WHAT YOU HAVE TO DO: Give back, exactly as written, the lines from the beginning of the listing through the one that contains "const [result, setResult]".

Records with interface code:
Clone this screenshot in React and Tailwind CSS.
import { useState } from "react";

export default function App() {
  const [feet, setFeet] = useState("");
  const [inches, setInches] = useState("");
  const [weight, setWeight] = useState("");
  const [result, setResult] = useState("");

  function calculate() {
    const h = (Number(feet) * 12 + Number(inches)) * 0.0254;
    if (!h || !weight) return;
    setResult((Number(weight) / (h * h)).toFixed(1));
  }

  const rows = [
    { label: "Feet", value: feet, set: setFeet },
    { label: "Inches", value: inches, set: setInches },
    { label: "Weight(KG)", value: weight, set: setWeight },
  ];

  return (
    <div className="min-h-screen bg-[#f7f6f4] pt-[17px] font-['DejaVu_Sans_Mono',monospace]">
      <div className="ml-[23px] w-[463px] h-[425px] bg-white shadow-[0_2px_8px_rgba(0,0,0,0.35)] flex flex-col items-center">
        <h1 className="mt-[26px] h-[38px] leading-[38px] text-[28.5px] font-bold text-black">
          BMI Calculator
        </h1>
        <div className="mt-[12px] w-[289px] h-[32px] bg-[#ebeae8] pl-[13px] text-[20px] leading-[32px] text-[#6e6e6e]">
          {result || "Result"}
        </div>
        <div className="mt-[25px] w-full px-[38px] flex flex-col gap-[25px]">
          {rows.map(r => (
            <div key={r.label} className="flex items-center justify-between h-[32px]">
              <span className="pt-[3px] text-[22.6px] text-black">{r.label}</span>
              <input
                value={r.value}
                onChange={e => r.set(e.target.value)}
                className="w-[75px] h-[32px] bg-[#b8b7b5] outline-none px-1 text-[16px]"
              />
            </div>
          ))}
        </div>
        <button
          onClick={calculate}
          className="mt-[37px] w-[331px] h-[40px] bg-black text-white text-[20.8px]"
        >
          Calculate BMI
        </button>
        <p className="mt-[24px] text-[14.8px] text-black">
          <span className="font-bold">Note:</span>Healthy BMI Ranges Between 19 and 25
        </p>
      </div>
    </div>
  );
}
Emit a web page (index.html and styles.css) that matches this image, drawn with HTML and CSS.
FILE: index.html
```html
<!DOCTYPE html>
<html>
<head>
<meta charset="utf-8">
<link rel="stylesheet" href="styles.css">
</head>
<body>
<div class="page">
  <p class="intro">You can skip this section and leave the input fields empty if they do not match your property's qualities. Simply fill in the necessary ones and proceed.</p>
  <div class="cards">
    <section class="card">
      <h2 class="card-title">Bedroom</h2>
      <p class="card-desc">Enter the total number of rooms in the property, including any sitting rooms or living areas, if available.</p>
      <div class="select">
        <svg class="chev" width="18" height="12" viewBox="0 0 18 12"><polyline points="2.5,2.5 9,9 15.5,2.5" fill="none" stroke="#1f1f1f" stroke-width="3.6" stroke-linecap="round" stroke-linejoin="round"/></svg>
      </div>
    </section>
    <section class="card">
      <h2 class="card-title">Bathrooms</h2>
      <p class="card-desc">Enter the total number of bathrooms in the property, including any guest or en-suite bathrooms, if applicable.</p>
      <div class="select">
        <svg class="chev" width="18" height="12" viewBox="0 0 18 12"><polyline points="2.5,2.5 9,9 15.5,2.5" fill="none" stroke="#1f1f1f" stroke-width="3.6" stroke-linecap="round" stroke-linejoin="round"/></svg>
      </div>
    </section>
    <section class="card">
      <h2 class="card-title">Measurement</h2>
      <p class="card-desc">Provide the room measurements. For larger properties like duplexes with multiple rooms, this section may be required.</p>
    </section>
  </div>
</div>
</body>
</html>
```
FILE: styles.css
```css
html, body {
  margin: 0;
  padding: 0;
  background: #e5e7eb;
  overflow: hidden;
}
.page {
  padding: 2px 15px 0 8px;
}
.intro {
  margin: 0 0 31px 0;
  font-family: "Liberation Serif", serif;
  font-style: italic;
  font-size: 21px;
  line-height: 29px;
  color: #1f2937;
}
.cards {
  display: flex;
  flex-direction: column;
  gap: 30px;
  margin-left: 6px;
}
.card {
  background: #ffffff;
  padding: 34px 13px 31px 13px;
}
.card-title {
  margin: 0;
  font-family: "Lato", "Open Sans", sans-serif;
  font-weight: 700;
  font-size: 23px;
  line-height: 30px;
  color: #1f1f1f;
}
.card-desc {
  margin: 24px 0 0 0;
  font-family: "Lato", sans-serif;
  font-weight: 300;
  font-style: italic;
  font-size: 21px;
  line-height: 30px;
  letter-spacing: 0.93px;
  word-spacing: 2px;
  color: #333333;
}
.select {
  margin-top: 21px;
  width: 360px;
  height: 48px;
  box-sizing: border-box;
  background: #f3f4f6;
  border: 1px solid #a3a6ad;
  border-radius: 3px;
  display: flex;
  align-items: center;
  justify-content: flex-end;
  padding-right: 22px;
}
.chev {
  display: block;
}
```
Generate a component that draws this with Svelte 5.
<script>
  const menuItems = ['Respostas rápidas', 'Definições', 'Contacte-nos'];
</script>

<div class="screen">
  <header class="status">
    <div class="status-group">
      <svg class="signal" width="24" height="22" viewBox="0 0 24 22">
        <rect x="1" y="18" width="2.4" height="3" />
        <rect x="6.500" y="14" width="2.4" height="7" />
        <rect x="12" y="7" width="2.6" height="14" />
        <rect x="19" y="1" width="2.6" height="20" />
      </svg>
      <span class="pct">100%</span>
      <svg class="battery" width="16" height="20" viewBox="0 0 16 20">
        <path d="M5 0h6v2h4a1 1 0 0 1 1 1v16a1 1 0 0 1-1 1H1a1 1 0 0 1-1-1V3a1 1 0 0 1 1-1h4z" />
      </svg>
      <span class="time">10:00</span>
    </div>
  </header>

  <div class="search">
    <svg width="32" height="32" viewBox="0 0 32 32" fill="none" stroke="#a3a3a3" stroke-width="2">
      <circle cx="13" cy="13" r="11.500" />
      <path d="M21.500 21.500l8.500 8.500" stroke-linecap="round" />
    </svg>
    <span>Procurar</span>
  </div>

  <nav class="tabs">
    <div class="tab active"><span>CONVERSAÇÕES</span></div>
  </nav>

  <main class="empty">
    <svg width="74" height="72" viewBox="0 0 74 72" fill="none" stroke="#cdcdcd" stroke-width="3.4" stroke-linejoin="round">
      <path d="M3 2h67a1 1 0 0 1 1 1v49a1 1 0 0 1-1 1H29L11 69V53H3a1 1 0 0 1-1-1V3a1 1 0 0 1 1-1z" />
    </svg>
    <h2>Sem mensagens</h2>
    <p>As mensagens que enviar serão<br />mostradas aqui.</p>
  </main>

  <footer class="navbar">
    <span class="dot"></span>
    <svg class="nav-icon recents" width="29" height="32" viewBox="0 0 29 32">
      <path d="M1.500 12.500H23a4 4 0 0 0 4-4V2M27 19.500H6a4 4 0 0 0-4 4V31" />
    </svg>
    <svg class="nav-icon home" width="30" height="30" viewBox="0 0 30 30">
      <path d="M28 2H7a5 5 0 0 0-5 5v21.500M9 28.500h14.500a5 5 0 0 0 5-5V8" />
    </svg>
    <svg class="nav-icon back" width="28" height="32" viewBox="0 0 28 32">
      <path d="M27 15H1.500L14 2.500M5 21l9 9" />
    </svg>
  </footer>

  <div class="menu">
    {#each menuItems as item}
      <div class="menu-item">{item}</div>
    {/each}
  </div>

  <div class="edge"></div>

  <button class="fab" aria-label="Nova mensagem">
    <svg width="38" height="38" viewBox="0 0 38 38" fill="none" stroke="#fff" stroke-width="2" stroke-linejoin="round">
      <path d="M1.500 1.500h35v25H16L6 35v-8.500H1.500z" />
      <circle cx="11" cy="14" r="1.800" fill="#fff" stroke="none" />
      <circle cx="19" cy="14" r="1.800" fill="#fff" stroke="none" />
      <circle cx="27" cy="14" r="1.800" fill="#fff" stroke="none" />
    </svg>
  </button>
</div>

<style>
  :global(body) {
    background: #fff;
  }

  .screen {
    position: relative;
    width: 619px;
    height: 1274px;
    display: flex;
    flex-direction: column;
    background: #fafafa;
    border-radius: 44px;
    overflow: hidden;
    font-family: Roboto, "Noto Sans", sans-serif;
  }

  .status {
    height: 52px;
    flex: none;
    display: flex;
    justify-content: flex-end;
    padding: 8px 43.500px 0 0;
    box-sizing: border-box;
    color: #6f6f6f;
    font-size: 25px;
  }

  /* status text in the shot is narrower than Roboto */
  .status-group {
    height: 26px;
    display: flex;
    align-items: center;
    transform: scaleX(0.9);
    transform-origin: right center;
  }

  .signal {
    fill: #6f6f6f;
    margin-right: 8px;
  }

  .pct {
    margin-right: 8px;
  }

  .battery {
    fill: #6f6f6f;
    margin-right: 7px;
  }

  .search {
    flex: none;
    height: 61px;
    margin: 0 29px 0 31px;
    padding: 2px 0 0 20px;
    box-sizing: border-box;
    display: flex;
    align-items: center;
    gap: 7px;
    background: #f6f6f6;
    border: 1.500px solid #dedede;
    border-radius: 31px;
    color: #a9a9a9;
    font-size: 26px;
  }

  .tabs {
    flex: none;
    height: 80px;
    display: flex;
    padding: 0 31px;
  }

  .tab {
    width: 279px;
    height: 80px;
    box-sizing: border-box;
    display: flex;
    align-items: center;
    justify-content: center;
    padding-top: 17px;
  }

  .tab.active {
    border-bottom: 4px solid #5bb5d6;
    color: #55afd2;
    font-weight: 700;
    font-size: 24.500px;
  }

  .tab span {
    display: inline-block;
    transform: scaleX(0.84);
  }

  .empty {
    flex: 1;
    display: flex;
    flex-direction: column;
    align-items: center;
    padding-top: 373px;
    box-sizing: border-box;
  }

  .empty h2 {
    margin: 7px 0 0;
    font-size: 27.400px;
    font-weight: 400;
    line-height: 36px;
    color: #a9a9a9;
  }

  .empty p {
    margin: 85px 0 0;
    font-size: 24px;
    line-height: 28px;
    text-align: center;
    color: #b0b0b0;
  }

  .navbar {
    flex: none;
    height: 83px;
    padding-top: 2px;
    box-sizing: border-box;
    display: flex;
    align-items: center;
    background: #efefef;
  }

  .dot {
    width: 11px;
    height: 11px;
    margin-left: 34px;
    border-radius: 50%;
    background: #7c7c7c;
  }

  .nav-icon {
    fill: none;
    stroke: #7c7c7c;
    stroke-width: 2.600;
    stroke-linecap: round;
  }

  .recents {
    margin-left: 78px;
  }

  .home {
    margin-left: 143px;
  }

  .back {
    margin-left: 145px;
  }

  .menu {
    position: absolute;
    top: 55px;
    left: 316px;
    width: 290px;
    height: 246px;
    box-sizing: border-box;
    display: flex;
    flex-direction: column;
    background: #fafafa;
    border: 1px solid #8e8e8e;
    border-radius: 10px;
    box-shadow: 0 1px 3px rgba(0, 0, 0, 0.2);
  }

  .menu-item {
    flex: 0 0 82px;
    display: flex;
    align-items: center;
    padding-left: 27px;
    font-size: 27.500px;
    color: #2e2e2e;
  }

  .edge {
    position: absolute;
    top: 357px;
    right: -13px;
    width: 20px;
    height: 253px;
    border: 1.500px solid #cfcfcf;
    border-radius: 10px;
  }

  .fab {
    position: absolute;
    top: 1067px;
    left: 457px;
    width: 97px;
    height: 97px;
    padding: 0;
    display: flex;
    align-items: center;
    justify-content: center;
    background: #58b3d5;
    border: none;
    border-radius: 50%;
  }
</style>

WRITTEN SOLUTION:
Clone this screenshot in React and Tailwind CSS.
import { useState } from "react";

export default function App() {
  const [feet, setFeet] = useState("");
  const [inches, setInches] = useState("");
  const [weight, setWeight] = useState("");
  const [result, setResult] = useState("");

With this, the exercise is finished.